The poem itself is a frame, with the first part beginning as a sort of
mantra of religious gobble-de-gook, which she had been no doubt been
spoon-fed her entire life, but never truly adhered to. It’s no secret that
Bradstreet struggled with her faith her entire life. Then in the middle
part we get to see how she truly feels dreadful about her loss. There is an
abrupt shift at the end of this section, whereupon the grief has become too
much, and she quickly forces herself back into the scripted religious
teachings—to which she undoubtedly holds no revelry.
This abrupt shift in the tone of the Author is marked by the change in
verse, where the poem changes from its steady iambic tetrameter to the
jarring and declarative “Adieu, adieu” line. We as readers are supposed to
understand that while in her heart-of-hearts she is truly grieved, the time
and culture in which she lived would not permit her to express it—perhaps
even to herself.
Brad from United States
Comment 2 of 64, added on March 29th, 2006 at 9:40 PM.

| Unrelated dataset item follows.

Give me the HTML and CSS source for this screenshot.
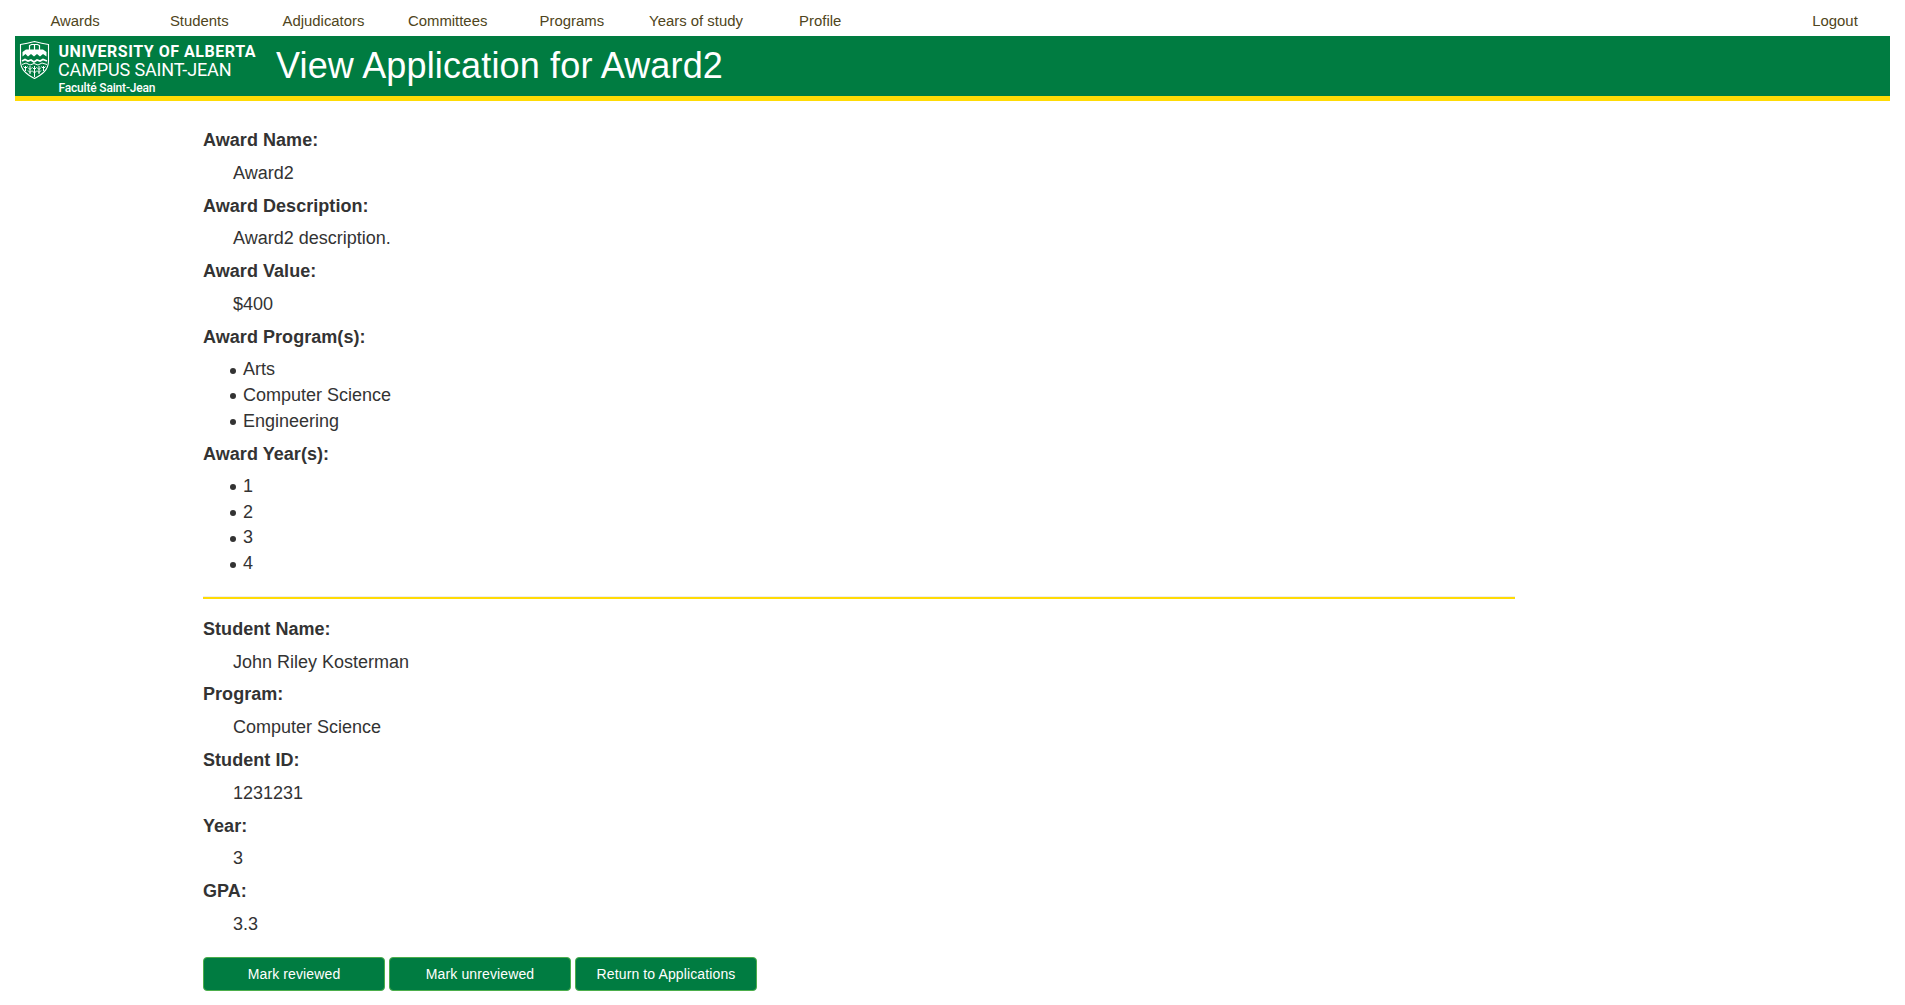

this poem is good i like the deep meaning in the symbolism. take it from
me, i like american literature.
joma from Andorra
Comment 1 of 64, added on September 1st, 2005 at 4:38 PM.
This poen is amazing not in the sense of tragedy but in the realization
that wordly wealth, in the end, does not matter. Her faith in God brought
happinness in the midst of her despair. She is greatful for what she does
have still and today, in the world, the same idea is not portrayed in our
lives. She sets an example that is necessary for us to follow.